Our nation keeps setting records — but not the type of records to make us proud. These are records of national shame.
For the first time in our history, the estimated number of arrests for drug possession surpassed one million in 1994, according to the FBI annual crime report.
Most such arrests waste time and money — and divert police from dealing with serious crimes. If there is any place to compromise in the drug war, it is to eliminate most of these million arrests and, at the very least, stop wasting prison and jail cells on nonviolent drug users.
Other shameful records: The U.S. Justice Departmentjust reported that, for the year ending June 30, 1995, there was a record increase — 89,707 — in the number of state and federal prison inmates. And, for the first time, the number of state prison inmates went over one million — 1,004,608. Add 99,466 federal inmates to that and the total number of prisoners was 1,104,074. The U.S. incarceration rate of 565 per 100,000 population is the 'highest in the world, at least among those nations keeping accurate records. Yes, we're number one.
The number of black inmates in both prisons and jails (which held an additional 483,717 inmates either awaiting sentencing or serving short sentences) has grown faster than the number of whites. As a result, 6.8 percent of all black male adults are behind bars, compared with less than one percent of white male adults. Just think: One in every 15 black males is incarcerated!
An even more disturbing record: Though blacks as a whole are only 12 percent of the overall U.S. population, for the first time, at the end of 1994 there were more black adult males behind bars than whites: 683,200 blacks compared with 674,400 whites. As Marc Mauer reports in this edition (see pages 11-13), the war on drugs is the chief architect of these records.
I am not one of those critics who put the whole burden for these doleful records on government policies. I place a good deal of the blame on the individuals — black, white, brown or polka dot —who decided to break the law and place themselves at risk of arrest. However, there is no doubt that government policies create the conditions and incentives that entice ordinary people into committing crimes. The drug war makes some chemicals more valuable than gold. Without overlooking the individual criminal's role, I hold the government primarily responsible for clinging to its war on drugs with little regard for the destructive fallout from that war.
It seems to me that this is what the Million Man March — which set its own record — was saying on October 16: Both individual behavior and governmentpolicies must be changed.
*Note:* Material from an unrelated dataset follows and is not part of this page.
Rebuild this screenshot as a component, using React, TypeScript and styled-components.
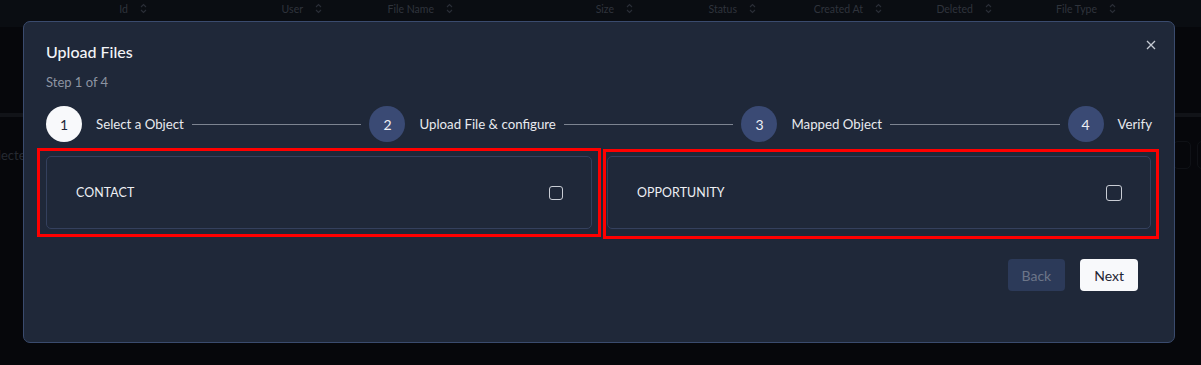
import React from "react";
import styled, { createGlobalStyle } from "styled-components";

const Global = createGlobalStyle`
  html, body { margin: 0; padding: 0; background: #08090d; }
  body { font-family: "Lato", "Noto Sans", sans-serif; overflow: hidden; }
  * { box-sizing: border-box; }
`;

const Page = styled.div`
  position: relative;
  width: 1201px;
  height: 365px;
  background: #08090d;
  overflow: hidden;
`;

const HeaderBar = styled.div`
  display: grid;
  grid-template-columns: 147px 175px 131px 180px 123px 126px 110px 124px 1fr;
  height: 27px;
  background: #0e1118;
  color: #474c57;
  font-size: 10.5px;
`;

const HeadCell = styled.div`
  display: flex;
  justify-content: flex-end;
  align-items: center;
  gap: 12px;
  height: 17px;
`;

const Body = styled.div`
  display: flex;
  flex-direction: column;
  padding-top: 86px;
`;

const Divider = styled.div`
  height: 4px;
  background: #191b21;
`;

const Row = styled.div`
  display: flex;
  justify-content: space-between;
  align-items: center;
  margin-top: 24px;
`;

const Faded = styled.div`
  margin-left: -16px;
  color: #3a3e48;
  font-size: 13px;
`;

const Chips = styled.div`
  display: flex;
  gap: 6px;
  margin-right: -14px;
`;

const Chip = styled.div`
  width: 18px;
  height: 28px;
  border: 1px solid #16181e;
  border-radius: 5px;
`;

const Overlay = styled.div`
  position: absolute;
  inset: 0;
  background: rgba(4, 5, 8, 0.35);
`;

const Modal = styled.div`
  position: absolute;
  left: 23px;
  top: 21px;
  width: 1152px;
  height: 322px;
  background: #1f2839;
  border: 1px solid #3a4b6e;
  border-radius: 7px;
  padding: 19px 22px 0 22px;
  display: flex;
  flex-direction: column;
  color: #eef0f4;
`;

const Close = styled.button`
  position: absolute;
  top: 15px;
  right: 15px;
  width: 16px;
  height: 16px;
  padding: 0;
  border: none;
  background: transparent;
  display: flex;
  align-items: center;
  justify-content: center;
`;

const Title = styled.h2`
  margin: 0;
  font-size: 16px;
  font-weight: 500;
  line-height: 21px;
  color: #f3f4f7;
`;

const StepText = styled.div`
  margin-top: 10px;
  font-size: 13px;
  line-height: 20px;
  color: #8d94a2;
`;

const Stepper = styled.div`
  margin-top: 14px;
  display: flex;
  align-items: center;
`;

const Circle = styled.div<{ $active?: boolean }>`
  width: 36px;
  height: 36px;
  border-radius: 50%;
  flex: none;
  display: flex;
  align-items: center;
  justify-content: center;
  font-size: 14px;
  background: ${(p) => (p.$active ? "#f8f9fb" : "#3a4a74")};
  color: ${(p) => (p.$active ? "#1f2839" : "#eef0f4")};
`;

const StepLabel = styled.span`
  margin-left: 14px;
  font-size: 13.25px;
  color: #e8eaef;
  white-space: nowrap;
`;

const Line = styled.div`
  flex: 1;
  height: 1px;
  margin: 0 8px;
  background: #7d8491;
`;

const Cards = styled.div`
  margin-top: 14px;
  display: grid;
  grid-template-columns: 546px 544px;
  column-gap: 15px;
`;

/* red annotation frame drawn over the card, as in the screenshot */
const Highlight = styled.div<{ $l: number; $t: number; $r: number; $b: number }>`
  position: relative;
  &::after {
    content: "";
    position: absolute;
    left: ${(p) => -p.$l}px;
    top: ${(p) => -p.$t}px;
    right: ${(p) => -p.$r}px;
    bottom: ${(p) => -p.$b}px;
    border: 3px solid #ff0000;
    pointer-events: none;
  }
`;

const Card = styled.label`
  height: 73px;
  border: 1px solid #34405d;
  border-radius: 5px;
  display: flex;
  align-items: center;
  justify-content: space-between;
  padding: 0 28px 0 29px;
  font-size: 12.4px;
  color: #eef0f4;
  letter-spacing: 0.1px;
`;

const Box = styled.span<{ $size: number }>`
  width: ${(p) => p.$size}px;
  height: ${(p) => p.$size}px;
  border: 1.5px solid #c9cdd5;
  border-radius: 3px;
`;

const Footer = styled.div`
  margin-top: 30px;
  padding-right: 14px;
  display: flex;
  justify-content: flex-end;
  gap: 15px;
`;

const Btn = styled.button<{ $primary?: boolean }>`
  height: 32px;
  padding: 0 14px;
  border: none;
  border-radius: 4px;
  font-family: inherit;
  font-size: 14px;
  background: ${(p) => (p.$primary ? "#f8f9fb" : "#2c3a59")};
  color: ${(p) => (p.$primary ? "#1f2533" : "#6d7689")};
`;

const Sort = () => (
  <svg width="7" height="11" viewBox="0 0 7 11" fill="none" stroke="#3f4450" strokeWidth="1.1">
    <path d="M1 4 L3.5 1.5 L6 4" />
    <path d="M1 7 L3.5 9.5 L6 7" />
  </svg>
);

const cols = ["Id", "User", "File Name", "Size", "Status", "Created At", "Deleted", "File Type"];

const steps = ["Select a Object", "Upload File & configure", "Mapped Object", "Verify"];

export default function App() {
  return (
    <Page>
      <Global />
      <HeaderBar>
        {cols.map((c) => (
          <HeadCell key={c}>
            <span>{c}</span>
            <Sort />
          </HeadCell>
        ))}
      </HeaderBar>
      <Body>
        <Divider />
        <Row>
          <Faded>Selected</Faded>
          <Chips>
            <Chip />
            <Chip />
          </Chips>
        </Row>
      </Body>
      <Overlay />
      <Modal>
        <Close aria-label="close">
          <svg width="10" height="10" viewBox="0 0 10 10" stroke="#c5cad3" strokeWidth="1.3">
            <path d="M1 1 L9 9 M9 1 L1 9" />
          </svg>
        </Close>
        <Title>Upload Files</Title>
        <StepText>Step 1 of 4</StepText>
        <Stepper>
          {steps.map((s, i) => (
            <React.Fragment key={s}>
              <Circle $active={i === 0}>{i + 1}</Circle>
              <StepLabel>{s}</StepLabel>
              {i < steps.length - 1 && <Line />}
            </React.Fragment>
          ))}
        </Stepper>
        <Cards>
          <Highlight $l={9} $t={8} $r={9} $b={8}>
            <Card>
              <span>CONTACT</span>
              <Box $size={14} />
            </Card>
          </Highlight>
          <Highlight $l={4} $t={7} $r={8} $b={10}>
            <Card>
              <span>OPPORTUNITY</span>
              <Box $size={16} />
            </Card>
          </Highlight>
        </Cards>
        <Footer>
          <Btn>Back</Btn>
          <Btn $primary>Next</Btn>
        </Footer>
      </Modal>
    </Page>
  );
}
Nowhere is the need for reform more urgent for the African-American community than in the field of injection-related spread of HIV. On top of all that I have already mentioned, the disproportionate number of African-Americans afflicted with AIDS is chilling, as Dawn Day documents in her latest report (see pages 4, 8). Higher rates of drug enforcement in the black community are one key to the higher AIDS rates there.
The multiple layers of discrimination, disparity and destructiveness evident in these records cannot be tolerated much longer by a civilized society. How much time is left for America?